I was at a meeting on Sunday. Sunday, for those who aren’t aware, was Veteran’s Day (though the observed holiday for banks and government offices was today). After the meeting chair qualified and it was asked if anybody had any topics, a man in his late fifties (who for the purposes of this entry we’ll refer to as Brian) brought up the fact that he was a Vietnam veteran who had been in and out of the program since the 70s. He’s been sober for quite some time now, but he has trouble on Veteran’s Day. He discussed people he knew, all the funerals he’s attended in the past year (it can take some time for all the casualties to be calculated for a conflict that has such a grave emotional impact on its participants), and the fact that he wanted to attend the various memorial services throughout the area on Sunday and couldn’t bring himself to do it.

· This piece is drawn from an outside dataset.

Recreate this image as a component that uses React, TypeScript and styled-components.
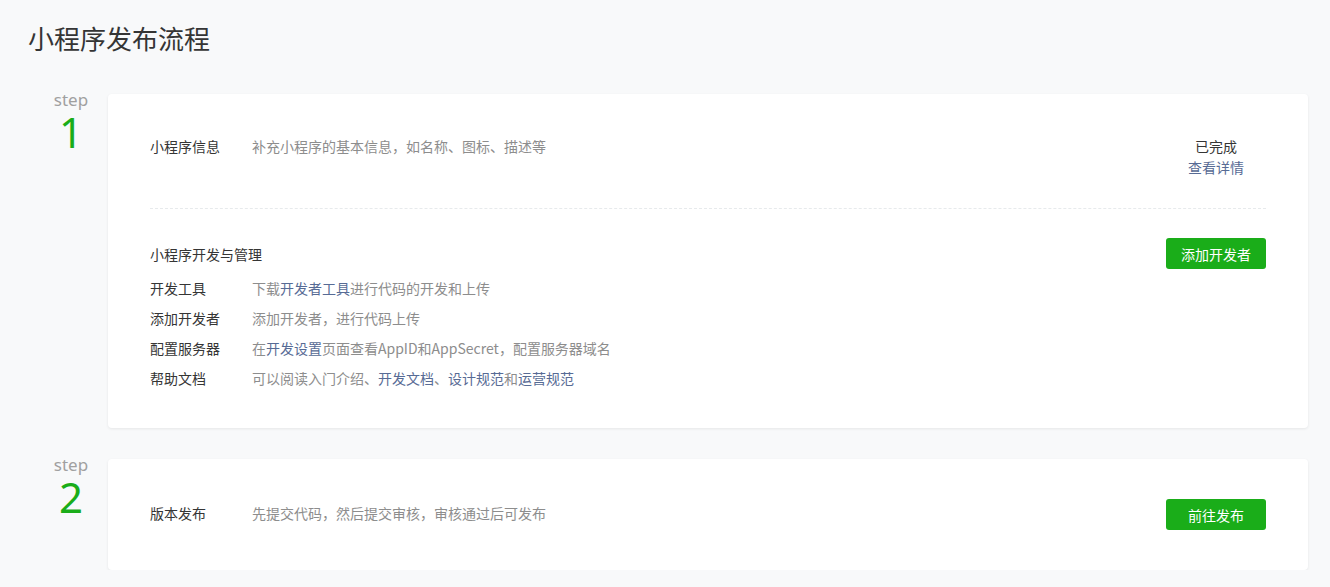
import React, {ReactElement} from "react";
import styled, {createGlobalStyle} from "styled-components";

const GlobalStyle = createGlobalStyle`
  body {
    margin: 0;
    background: #f8f9fa;
    font-family: "Noto Sans CJK SC", "Noto Sans", sans-serif;
    color: #353535;
  }
`;

const Page = styled.div`
  padding: 20px 22px 0 28px;
`;

const Title = styled.h2`
  margin: 0 0 38px;
  font-size: 26px;
  line-height: 36px;
  font-weight: normal;
  color: #353535;
`;

const StepList = styled.div`
  display: flex;
  flex-direction: column;
  gap: 31px;
`;

const StepRow = styled.div`
  display: flex;
  align-items: flex-start;
`;

const StepLabel = styled.div`
  width: 80px;
  padding-left: 6px;
  box-sizing: border-box;
  margin-top: -4px;
  text-align: center;
  flex-shrink: 0;
`;

const StepWord = styled.div`
  font-family: "Noto Sans", "Open Sans", sans-serif;
  font-size: 17px;
  line-height: 20px;
  color: #a0a0a0;
`;

const StepNumber = styled.div`
  font-family: "Noto Sans", "Open Sans", sans-serif;
  font-size: 42px;
  line-height: 44px;
  color: #1aad19;
`;

const Card = styled.div<{ $pad: string }>`
  flex: 1;
  background: #fff;
  border-radius: 4px;
  box-shadow: 0 1px 3px rgba(0, 0, 0, 0.08);
  padding: ${p => p.$pad};
`;

const InfoRow = styled.div`
  display: flex;
  align-items: flex-start;
  font-size: 14px;
  line-height: 21px;
`;

const Label = styled.div`
  width: 102px;
  flex-shrink: 0;
  color: #353535;
`;

const Desc = styled.div`
  flex: 1;
  color: #8d8d8d;
`;

const Status = styled.div`
  width: 100px;
  text-align: center;
  color: #353535;
`;

const Link = styled.a`
  color: #576b95;
  text-decoration: none;
`;

const Divider = styled.div`
  margin: 30px 0 29px;
  border-top: 1px dashed #e7eaec;
`;

const SectionHead = styled.div`
  display: flex;
  justify-content: space-between;
  align-items: center;
  font-size: 14px;
`;

const Items = styled.div`
  margin-top: 4px;
`;

const ItemRow = styled.div`
  display: flex;
  font-size: 14px;
  line-height: 30px;
`;

const CenterRow = styled.div`
  display: flex;
  align-items: center;
  font-size: 14px;
  line-height: 24px;
`;

const RowText = styled.div`
  display: flex;
  flex: 1;
  margin-top: -3px;
`;

const Button = styled.button`
  width: 100px;
  height: 31px;
  border: none;
  border-radius: 3px;
  background: #1aad19;
  color: #fff;
  font-family: inherit;
  font-size: 14px;
  cursor: pointer;
  flex-shrink: 0;
`;

const devItems: { label: string; desc: ReactElement }[] = [
    {
        label: "开发工具",
        desc: <>下载<Link href="#">开发者工具</Link>进行代码的开发和上传</>
    },
    {
        label: "添加开发者",
        desc: <>添加开发者，进行代码上传</>
    },
    {
        label: "配置服务器",
        desc: <>在<Link href="#">开发设置</Link>页面查看AppID和AppSecret，配置服务器域名</>
    },
    {
        label: "帮助文档",
        desc: <>可以阅读入门介绍、<Link href="#">开发文档</Link>、<Link href="#">设计规范</Link>和<Link href="#">运营规范</Link></>
    },
];

function Step({num, children}: { num: number; children: React.ReactNode }) {
    return (
        <StepRow>
            <StepLabel>
                <StepWord>step</StepWord>
                <StepNumber>{num}</StepNumber>
            </StepLabel>
            {children}
        </StepRow>
    );
}

export default function App(): ReactElement {
    return (
        <>
            <GlobalStyle/>
            <Page>
                <Title>小程序发布流程</Title>
                <StepList>
                    <Step num={1}>
                        <Card $pad="42px 42px 35px">
                            <InfoRow>
                                <Label>小程序信息</Label>
                                <Desc>补充小程序的基本信息，如名称、图标、描述等</Desc>
                                <Status>
                                    <div>已完成</div>
                                    <Link href="#">查看详情</Link>
                                </Status>
                            </InfoRow>
                            <Divider/>
                            <SectionHead>
                                <span>小程序开发与管理</span>
                                <Button>添加开发者</Button>
                            </SectionHead>
                            <Items>
                                {devItems.map(item => (
                                    <ItemRow key={item.label}>
                                        <Label>{item.label}</Label>
                                        <Desc>{item.desc}</Desc>
                                    </ItemRow>
                                ))}
                            </Items>
                        </Card>
                    </Step>
                    <Step num={2}>
                        <Card $pad="40px 42px">
                            <CenterRow>
                                <RowText>
                                    <Label>版本发布</Label>
                                    <Desc>先提交代码，然后提交审核，审核通过后可发布</Desc>
                                </RowText>
                                <Button>前往发布</Button>
                            </CenterRow>
                        </Card>
                    </Step>
                </StepList>
            </Page>
        </>
    );
}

This led to a not-so-startling revelation – there’s vets in AA. A lot of them. Even individuals whom you would meet and not even suspect. I won’t dwell on that aspect, since even they will admit that they had a problem going into the service and none of them can or do blame any military commitments for the problems they’ve suffered as a result of their alcoholism, substance abuse problems, or any illnesses they’ve suffered. The point is that I sat there for an hour listening to stories about the men and women who served this country. Some of them are success stories, some of them are still suffering, and some of them of course aren’t with us anymore.

But what’s important about a holiday such as Veteran’s Day isn’t that we run our fingers across names engraved on a giant slab of granite, but rather that we remember. And that’s what we did for the entire sixty minutes on Sunday – we remembered.